OK, it looks like we'll have to make dask-kubernetes more async friendly. This is probably on me (or maybe @yuvipanda depending on when he gets to some async kubernetes work)

…

On Thu, Jan 10, 2019 at 8:14 PM Joe Hamman ***@***.***> wrote: The logs I'm getting on the binder is: [W 04:12:24.249 LabApp] object KubeCluster can't be used in 'await' expression [I 04:12:25.435 LabApp] Client sent subprotocols: [''] [I 04:12:25.436 LabApp] Trying to establish websocket connection to ws://127.0.0.1:8787/individual-progress/ws?bokeh-protocol-version=1.0&bokeh-session-id=CVEoIFIvycC2DEGuFlS9jd9MsdPjBoirUFNwSAjkrT6n [I 04:12:25.440 LabApp] Websocket connection established to ws://127.0.0.1:8787/individual-progress/ws?bokeh-protocol-version=1.0&bokeh-session-id=CVEoIFIvycC2DEGuFlS9jd9MsdPjBoirUFNwSAjkrT6n [I 04:12:25.725 LabApp] Client sent subprotocols: [''] [I 04:12:25.726 LabApp] Trying to establish websocket connection to ws://127.0.0.1:8787/individual-task-stream/ws?bokeh-protocol-version=1.0&bokeh-session-id=Ku90IbfLbhki6h46zNHhJCXdTA1Ge0Jvjzc1uVUSDxgL [I 04:12:25.729 LabApp] Websocket connection established to ws://127.0.0.1:8787/individual-task-stream/ws?bokeh-protocol-version=1.0&bokeh-session-id=Ku90IbfLbhki6h46zNHhJCXdTA1Ge0Jvjzc1uVUSDxgL should I be working off development versions of dask/distributed/dask-kubernetes? — You are receiving this because you were mentioned.
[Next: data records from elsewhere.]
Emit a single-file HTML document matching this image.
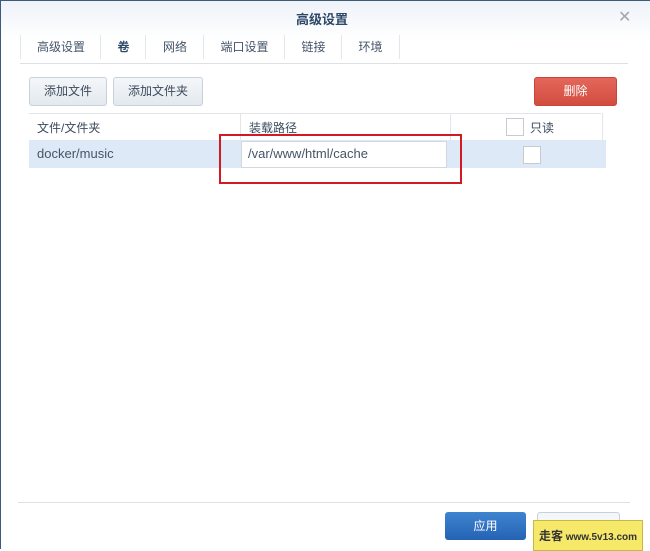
<!DOCTYPE html>
<html><head><meta charset="utf-8"><style>
body{margin:0;width:650px;height:549px;overflow:hidden;background:#fff;font-family:"Liberation Sans","Noto Sans CJK SC",sans-serif;font-size:12px;color:#3a4a5c;position:relative}
.a{position:absolute}
.top{left:0;top:0;width:650px;height:40px;background:linear-gradient(#eef3f8,#fff);border-top:1px solid #3d5a7a}
.tab{position:absolute;top:35px;height:24px;line-height:24px;font-size:12px;color:#44556a;text-align:center;border-left:1px solid #e3e6ea}
.btn{position:absolute;border:1px solid #c8d0d8;border-radius:3px;background:linear-gradient(#f4f7fa,#e3e9ef);text-align:center;line-height:27px;font-size:12px;color:#3d4a58}
.cb{position:absolute;width:16px;height:16px;border:1px solid #c6cbd1;background:#fff}
</style></head><body>
<div class="a top"></div>
<div class="a" style="left:0;top:0;width:1px;height:549px;background:#3d5a7a"></div>
<div class="a" style="left:296px;top:9px;font-weight:bold;font-size:13px;color:#2d4868">高级设置</div>
<div class="a" style="left:618px;top:7px;font-size:16px;color:#a0a7ae">✕</div>
<div class="tab" style="left:20px;width:80px;">高级设置</div>
<div class="tab" style="left:100px;width:45px;font-weight:bold;color:#2d4868">卷</div>
<div class="tab" style="left:145px;width:58px;">网络</div>
<div class="tab" style="left:203px;width:81px;">端口设置</div>
<div class="tab" style="left:284px;width:57px;">链接</div>
<div class="tab" style="left:341px;width:57px;border-right:1px solid #e3e6ea">环境</div>
<div class="a" style="left:20px;top:63px;width:608px;height:1px;background:#dde1e6"></div>
<div class="btn" style="left:29px;top:77px;width:76px;">添加文件</div>
<div class="btn" style="left:113px;top:77px;width:88px;">添加文件夹</div>
<div class="a" style="left:534px;top:77px;width:81px;height:27px;border-radius:3px;background:linear-gradient(#e4665a,#d24d40);border:1px solid #c84538;color:#fff;text-align:center;line-height:27px">删除</div>
<div class="a" style="left:29px;top:113px;width:572px;height:1px;background:#e2e6ea"></div>
<div class="a" style="left:240px;top:113px;width:1px;height:27px;background:#e2e6ea"></div>
<div class="a" style="left:450px;top:113px;width:1px;height:27px;background:#e2e6ea"></div>
<div class="a" style="left:602px;top:113px;width:1px;height:27px;background:#e2e6ea"></div>
<div class="a" style="left:37px;top:119px;">文件/文件夹</div>
<div class="a" style="left:249px;top:119px;">装载路径</div>
<div class="cb" style="left:506px;top:118px"></div>
<div class="a" style="left:530px;top:119px;">只读</div>
<div class="a" style="left:29px;top:140px;width:577px;height:28px;background:#dde9f7"></div>
<div class="a" style="left:37px;top:146px;font-size:13px;color:#445566">docker/music</div>
<div class="a" style="left:241px;top:141px;width:204px;height:25px;background:#fff;border:1px solid #d3d8de"></div>
<div class="a" style="left:248px;top:146px;font-size:13px;color:#445566">/var/www/html/cache</div>
<div class="cb" style="left:523px;top:146px"></div>
<div class="a" style="left:219px;top:134px;width:239px;height:46px;border:2px solid #d21a22"></div>
<div class="a" style="left:18px;top:502px;width:612px;height:1px;background:#dde1e6"></div>
<div class="a" style="left:445px;top:512px;width:81px;height:28px;border-radius:3px;background:linear-gradient(#3f84cf,#2563b5);color:#fff;text-align:center;line-height:28px">应用</div>
<div class="a" style="left:537px;top:512px;width:81px;height:28px;border-radius:3px;border:1px solid #c8d0d8;background:#f4f7fa;color:#999;text-align:center;line-height:28px">取消</div>
<div class="a" style="left:533px;top:520px;width:108px;height:29px;background:#f6e869;border:1px solid #c9b848;font-size:10px;color:#333;line-height:30px;text-align:center;font-weight:bold;white-space:nowrap;overflow:hidden"><span style="font-size:12px">走客</span> www.5v13.com</div>
</body></html>
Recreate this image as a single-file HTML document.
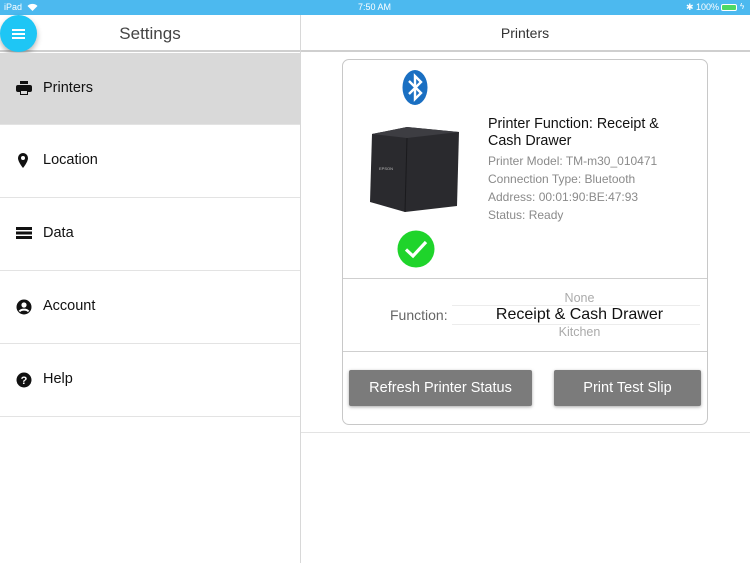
<!DOCTYPE html>
<html><head><meta charset="utf-8"><style>
*{margin:0;padding:0;box-sizing:border-box}
body{width:750px;height:563px;overflow:hidden;background:#fff;font-family:"Liberation Sans",sans-serif;position:relative}
.abs{position:absolute}
.sb{left:0;top:0;width:750px;height:15px;background:#4cb9ef;color:#fff;font-size:9px}
.row{left:0;width:300px;height:73px;border-bottom:1px solid #e3e3e3}
.row span{position:absolute;left:43px;top:27px;font-size:14.5px;color:#111}
.row svg{position:absolute;left:16px;top:28px}
.gray{color:#8a8a8a;font-size:12px;line-height:18px}
.btn{background:#7b7b7b;color:#fff;font-size:14.5px;text-align:center;line-height:37px;box-shadow:0 1px 3px rgba(0,0,0,.35);border-radius:2px}
</style></head><body>
<div class="abs sb"><span class="abs" style="left:4px;top:2px">iPad</span>
<svg class="abs" style="left:27px;top:3px" width="11" height="9" viewBox="0 0 11 9"><path d="M5.5 8L0.5 3A7 7 0 0 1 10.5 3Z" fill="#fff"/></svg>
<span class="abs" style="left:358px;top:2px">7:50 AM</span>
<span class="abs" style="left:686px;top:2px">✱ 100%</span>
<div class="abs" style="left:721px;top:4px;width:16px;height:7px;border:1px solid #fff;border-radius:2px;background:#4cd964"></div>
<span class="abs" style="left:740px;top:2px;font-size:8px">ϟ</span>
</div>
<div class="abs" style="left:0;top:15px;width:750px;height:37px;border-bottom:2px solid #cfcfcf;background:#fff"></div>
<div class="abs" style="left:0;top:24px;width:300px;text-align:center;font-size:17px;color:#444">Settings</div>
<div class="abs" style="left:300px;top:25px;width:450px;text-align:center;font-size:14px;color:#333">Printers</div>
<div class="abs" style="left:300px;top:15px;width:1px;height:548px;background:#d8d8d8"></div>
<div class="abs" style="left:0;top:15px;width:37px;height:37px;border-radius:50%;background:#1ec6f5;box-shadow:0 3px 6px rgba(0,0,0,.3)"></div>
<div class="abs" style="left:12px;top:29px;width:13px;height:2px;background:#fff;box-shadow:0 4px 0 #fff,0 8px 0 #fff"></div>

<div class="abs row" style="top:53px;background:#d9d9d9;height:72px"><svg width="16" height="14" viewBox="0 0 16 14"><rect x="4" y="0" width="8" height="3" fill="#111"/><rect x="0" y="4" width="16" height="7" rx="2" fill="#111"/><rect x="4" y="9" width="8" height="5" fill="#111"/><rect x="5" y="10" width="6" height="3" fill="#d9d9d9"/></svg><span>Printers</span></div>
<div class="abs row" style="top:125px"><svg width="14" height="16" viewBox="0 0 14 16"><path d="M7 0A5 5 0 0 0 2 5C2 9 7 15 7 15S12 9 12 5A5 5 0 0 0 7 0Z" fill="#111"/><circle cx="7" cy="5" r="2" fill="#fff"/></svg><span>Location</span></div>
<div class="abs row" style="top:198px"><svg width="16" height="14" viewBox="0 0 16 14"><rect y="1" width="16" height="3" fill="#111"/><rect y="5.5" width="16" height="3" fill="#111"/><rect y="10" width="16" height="3" fill="#111"/></svg><span>Data</span></div>
<div class="abs row" style="top:271px"><svg width="16" height="16" viewBox="0 0 16 16"><circle cx="8" cy="8" r="7.5" fill="#111"/><circle cx="8" cy="6" r="2.6" fill="#fff"/><path d="M3.5 12.5C5 10 11 10 12.5 12.5" stroke="#fff" stroke-width="2" fill="none"/></svg><span>Account</span></div>
<div class="abs row" style="top:344px"><svg width="16" height="16" viewBox="0 0 16 16"><circle cx="8" cy="8" r="7.5" fill="#111"/><text x="8" y="12" font-size="11" font-weight="bold" fill="#fff" text-anchor="middle" font-family="Liberation Sans">?</text></svg><span>Help</span></div>

<div class="abs" style="left:301px;top:432px;width:449px;height:1px;background:#e3e3e3"></div>
<div class="abs" style="left:342px;top:59px;width:366px;height:366px;border:1px solid #c8c8c8;border-radius:7px"></div>
<div class="abs" style="left:343px;top:278px;width:364px;height:1px;background:#cfcfcf"></div>
<div class="abs" style="left:343px;top:351px;width:364px;height:1px;background:#cfcfcf"></div>
<svg class="abs" style="left:402px;top:70px" width="26" height="35" viewBox="0 0 26 35"><ellipse cx="13" cy="17.5" rx="12.5" ry="17.5" fill="#1a6fc2"/><path d="M7 11L19 23L13 29V6L19 12L7 24" stroke="#fff" stroke-width="2.4" fill="none"/></svg>
<svg class="abs" style="left:367px;top:124px" width="96" height="90" viewBox="0 0 96 90"><path d="M5 10L40 3L92 8L90 82L38 88L3 78Z" fill="#2a2a2e"/><path d="M5 10L40 3L92 8L40 14Z" fill="#3d3d42"/><path d="M40 14L38 88" stroke="#1a1a1d" stroke-width="1"/><text x="12" y="46" font-size="4" fill="#bbb" font-family="Liberation Sans">EPSON</text></svg>
<svg class="abs" style="left:397px;top:230px" width="38" height="38" viewBox="0 0 38 38"><circle cx="19" cy="19" r="18.5" fill="#1fd42b"/><path d="M9 19.5L16 26L29 12" stroke="#fff" stroke-width="3.2" fill="none"/></svg>
<div class="abs" style="left:488px;top:116px;font-size:14.3px;line-height:17px;color:#111">Printer Function: Receipt &amp;<br>Cash Drawer</div>
<div class="abs gray" style="left:488px;top:152px">Printer Model: TM-m30_010471<br>Connection Type: Bluetooth<br>Address: 00:01:90:BE:47:93<br>Status: Ready</div>
<div class="abs" style="left:452px;top:305px;width:248px;height:1px;background:#ececec"></div>
<div class="abs" style="left:452px;top:324px;width:248px;height:1px;background:#ececec"></div>
<div class="abs" style="left:452px;top:291px;width:255px;text-align:center;font-size:12.5px;color:#aaa">None</div>
<div class="abs" style="left:452px;top:306px;width:255px;text-align:center;font-size:16px;color:#111">Receipt &amp; Cash Drawer</div>
<div class="abs" style="left:452px;top:325px;width:255px;text-align:center;font-size:12.5px;color:#aaa">Kitchen</div>
<div class="abs" style="left:390px;top:307px;font-size:14px;color:#666">Function:</div>
<div class="abs btn" style="left:349px;top:370px;width:183px;height:36px">Refresh Printer Status</div>
<div class="abs btn" style="left:554px;top:370px;width:147px;height:36px">Print Test Slip</div>
</body></html>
Reply to this email directly, view it on GitHub <#36 (comment)>, or mute the thread <https://github.com/notifications/unsubscribe-auth/AASszHhQGWCGIOxx19NiUqNwcGLlFnpLks5vCA-VgaJpZM4ZfVDs> .
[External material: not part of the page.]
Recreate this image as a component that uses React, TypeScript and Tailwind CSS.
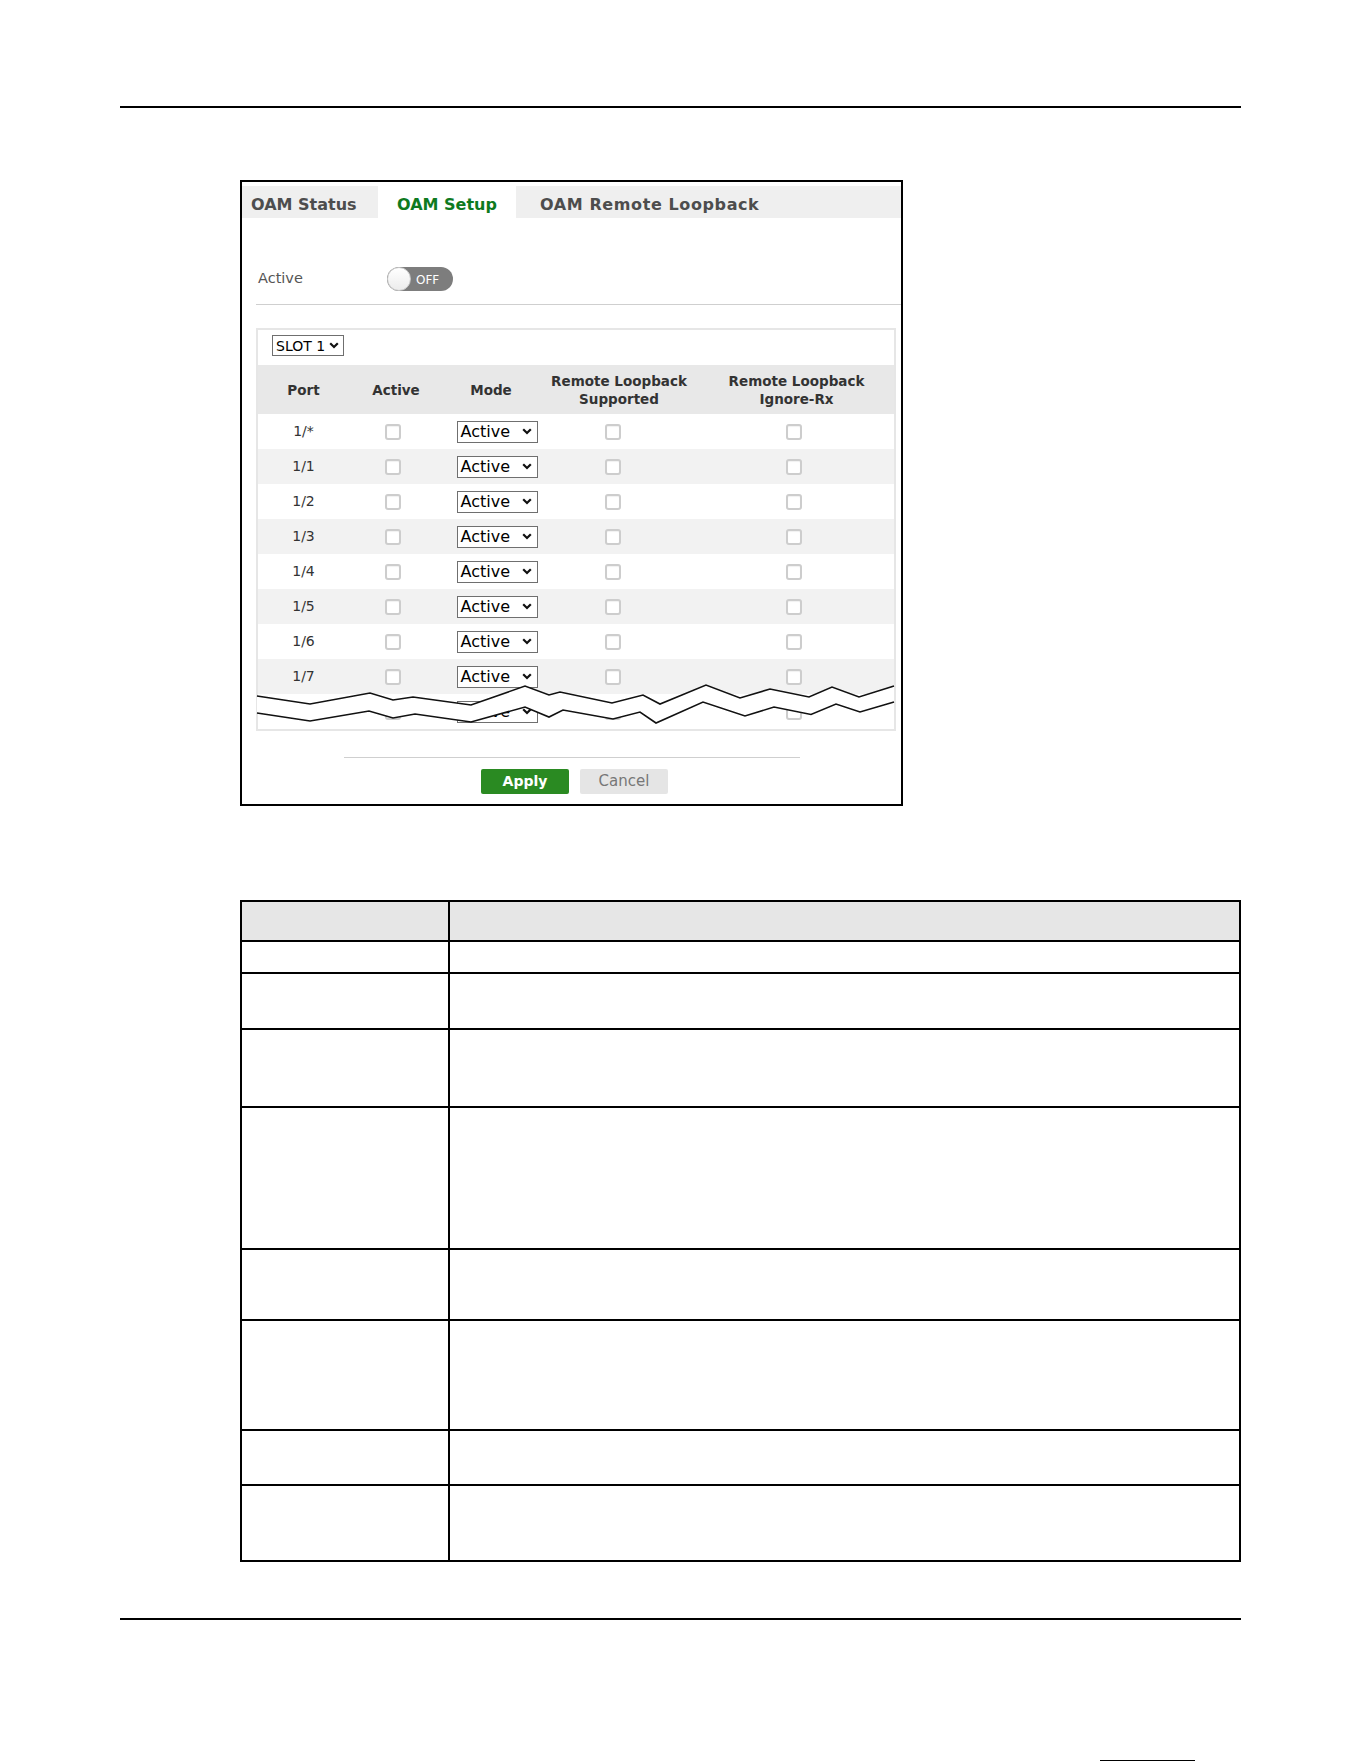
import React from 'react';

const UI_FONT = "font-['DejaVu_Sans',sans-serif]";

const PORTS = ['1/*', '1/1', '1/2', '1/3', '1/4', '1/5', '1/6', '1/7', '1/8'];

// 설명 표의 각 행 높이 (위쪽 테두리 포함)
const DESC_ROW_HEIGHTS = ['h-[32px]', 'h-[56px]', 'h-[78px]', 'h-[142px]', 'h-[71px]', 'h-[110px]', 'h-[55px]', 'h-[76px]'];

// 표가 잘려 나간 부분을 표시하는 지그재그 선 (페이지 좌표)
const BREAK_TOP: [number, number][] = [
  [257, 696], [310, 704], [370, 693], [393, 700], [413, 697], [471, 705], [525, 686], [549, 695],
  [560, 692], [612, 703], [643, 695], [660, 704], [706, 685], [740, 698], [770, 689], [809, 697],
  [832, 687], [859, 697], [894, 686],
];
const BREAK_BOTTOM: [number, number][] = [
  [257, 713], [310, 721], [369, 711], [393, 718], [415, 714], [471, 722], [525, 707], [549, 717],
  [563, 710], [613, 719], [640, 712], [656, 723], [703, 702], [745, 716], [774, 707], [811, 714.5],
  [836, 704], [860, 712], [894, 702],
];

const toPoints = (pts: [number, number][]) => pts.map(([x, y]) => `${x},${y}`).join(' ');

function Chevron() {
  return (
    <svg width="10" height="7" viewBox="0 0 10 7" className="shrink-0">
      <polyline points="1.2,1.2 5,5 8.8,1.2" fill="none" stroke="#111" strokeWidth="2.2" />
    </svg>
  );
}

function Checkbox() {
  return (
    <span className="block w-[16px] h-[16px] rounded-[3px] border-2 border-[#cdcdcd] bg-white shadow-[inset_0_1px_1px_rgba(0,0,0,0.06)]" />
  );
}

function ModeSelect() {
  return (
    <div className="flex items-center justify-between w-[81px] h-[22px] border border-[#6f6f6f] bg-white pl-[3px] pr-[5px]">
      <span className="text-[16px] leading-none text-black">Active</span>
      <Chevron />
    </div>
  );
}

function Toggle() {
  return (
    <div className="relative w-[66px] h-[24px] rounded-full bg-[#7d7d7d]">
      <span className="absolute left-0 top-0 w-[24px] h-[24px] rounded-full border border-[#c9c9c9] bg-gradient-to-b from-white to-[#ececec]" />
      <span className="absolute left-[29px] top-[1px] h-[24px] flex items-center text-[12px] text-white">OFF</span>
    </div>
  );
}

function PortTable() {
  return (
    <div className="relative ml-[14px] w-[640px] border-2 border-[#e6e6e6]">
      <div className="pt-[5px] pb-[9px] pl-[14px]">
        <div className="flex items-center justify-between w-[72px] h-[21px] border border-[#6f6f6f] bg-white pl-[3px] pr-[4px]">
          <span className="text-[14px] leading-none text-black">SLOT 1</span>
          <Chevron />
        </div>
      </div>

      <div className="grid grid-cols-[91px_88px_108px_148px_1fr] h-[49px] items-center bg-[#e8e8e8] text-[13.5px] font-bold leading-[18px] text-[#333] text-center">
        <span>Port</span>
        <span className="pl-[6px]">Active</span>
        <span>Mode</span>
        <span>
          Remote Loopback
          <br />
          Supported
        </span>
        <span className="pl-[6px]">
          Remote Loopback
          <br />
          Ignore-Rx
        </span>
      </div>

      {PORTS.map((port, i) => (
        <div
          key={port}
          className={`grid grid-cols-[91px_88px_108px_148px_1fr] h-[35px] items-center ${
            i % 2 === 1 ? 'bg-[#f2f2f2]' : 'bg-white'
          }`}
        >
          <span className="text-center text-[14px] text-[#333]">{port}</span>
          <span className="flex justify-center">
            <Checkbox />
          </span>
          <span className="flex justify-center pl-[12px]">
            <ModeSelect />
          </span>
          <span className="flex justify-center pr-[12px]">
            <Checkbox />
          </span>
          <span className="flex justify-center">
            <Checkbox />
          </span>
        </div>
      ))}

      <svg
        className="absolute left-[-2px] top-[-2px] pointer-events-none"
        width="640"
        height="403"
        viewBox="256 328 640 403"
      >
        <polygon points={`${toPoints(BREAK_TOP)} ${toPoints([...BREAK_BOTTOM].reverse())}`} fill="#fff" />
        <polyline points={toPoints(BREAK_TOP)} fill="none" stroke="#111" strokeWidth="1.6" />
        <polyline points={toPoints(BREAK_BOTTOM)} fill="none" stroke="#111" strokeWidth="1.6" />
      </svg>
    </div>
  );
}

function OamSetupPanel() {
  return (
    <div className={`ml-[240px] w-[663px] h-[626px] border-2 border-black bg-white pt-[4px] ${UI_FONT}`}>
      {/* 탭 */}
      <div className="flex h-[32px] bg-[#efefef] text-[16px] font-bold">
        <div className="w-[136px] flex items-center pt-[5px] pl-[9px] text-[#4d4d4d]">OAM Status</div>
        <div className="w-[138px] flex items-center justify-center pt-[5px] bg-white text-[#0e7a1f]">OAM Setup</div>
        <div className="flex items-center pt-[5px] pl-[24px] tracking-[0.6px] text-[#4d4d4d]">OAM Remote Loopback</div>
      </div>

      <div className="flex items-center mt-[49px] h-[24px] pl-[16px]">
        <span className="w-[129px] text-[14.5px] text-[#555]">Active</span>
        <Toggle />
      </div>

      <div className="mt-[13px] ml-[14px] h-px bg-[#cfcfcf]" />

      <div className="mt-[23px]">
        <PortTable />
      </div>

      <div className="mt-[26px] mx-auto w-[456px] h-px bg-[#cfcfcf]" />

      <div className="flex justify-center gap-[11px] mt-[11px] pl-[6px]">
        <button
          type="button"
          className="w-[88px] h-[25px] rounded-[2px] bg-[#2a8a22] text-[14px] font-bold text-white"
        >
          Apply
        </button>
        <button
          type="button"
          className="w-[88px] h-[25px] rounded-[2px] bg-[#e5e5e5] text-[15px] text-[#777]"
        >
          Cancel
        </button>
      </div>
    </div>
  );
}

function DescriptionTable() {
  return (
    <div className="ml-[240px] w-[1001px] border-2 border-black">
      <div className="flex h-[38px] bg-[#e6e6e6]">
        <div className="w-[208px] border-r-2 border-black" />
        <div className="flex-1" />
      </div>
      {DESC_ROW_HEIGHTS.map((h, i) => (
        <div key={i} className={`flex ${h} border-t-2 border-black`}>
          <div className="w-[208px] border-r-2 border-black" />
          <div className="flex-1" />
        </div>
      ))}
    </div>
  );
}

export default function App() {
  return (
    <div className="w-[1361px] h-[1761px] bg-white overflow-hidden">
      <div className="mt-[106px] ml-[120px] w-[1121px] h-[2px] bg-black" />

      <div className="mt-[72px]">
        <OamSetupPanel />
      </div>

      <div className="mt-[94px]">
        <DescriptionTable />
      </div>

      <div className="mt-[56px] ml-[120px] w-[1121px] h-[2px] bg-black" />

      <div className="mt-[140px] ml-[1100px] w-[95px] h-px bg-black" />
    </div>
  );
}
mrocklin · 2019-01-11T05:17:57Z

dask/dask-kubernetes#116 may work? Untested

mrocklin · 2019-01-11T05:18:12Z

You'll also need distributed master

jhamman · 2019-01-11T16:25:09Z

I've switched the above binder to use the local cluster (for now) and to use distributed/master. Things still don't seem to be working so I'll keep investigating as time allows.

you can toggle it in the Settings menu under "Auto-Start Dask"

Is it possible to set this from outside the lab environment. Ideally, I could set the default value from the start script in my binder config.

ian-r-rose · 2019-01-11T16:57:04Z

@jhamman Yes, you can set it from outside of lab. The settings file is a JSON file on disk, so you can seed the docker image with that in place (I don't think the start script should even be necessary). I'll take a crack at it in your test branch today sometime.

ian-r-rose · 2019-01-11T19:02:05Z

here is a commit that auto-sets the setting in your binder example. It seems to work well, but there is still something broken with the cluster config...

mrocklin · 2019-01-23T20:40:53Z

Just to update this PR I think that we should get async-kubernetes working in dask-kubernetes, and then revisit this.

It would also be good to test this with dask-jobqueue and dask-yarn. Mostly this makes the request that clusters can be started and stopped asynchronously. I suspect that this is already true for Dask-Jobqueue, but it would be good to test in practice (cc @guillaumeeb). I don't know the current status in dask-yarn (cc @jcrist )

ian-r-rose · 2019-01-23T21:22:30Z

No rush on this, happy to let people kick the wheels.

That being said, isn't the async cluster starting already in master (#37)?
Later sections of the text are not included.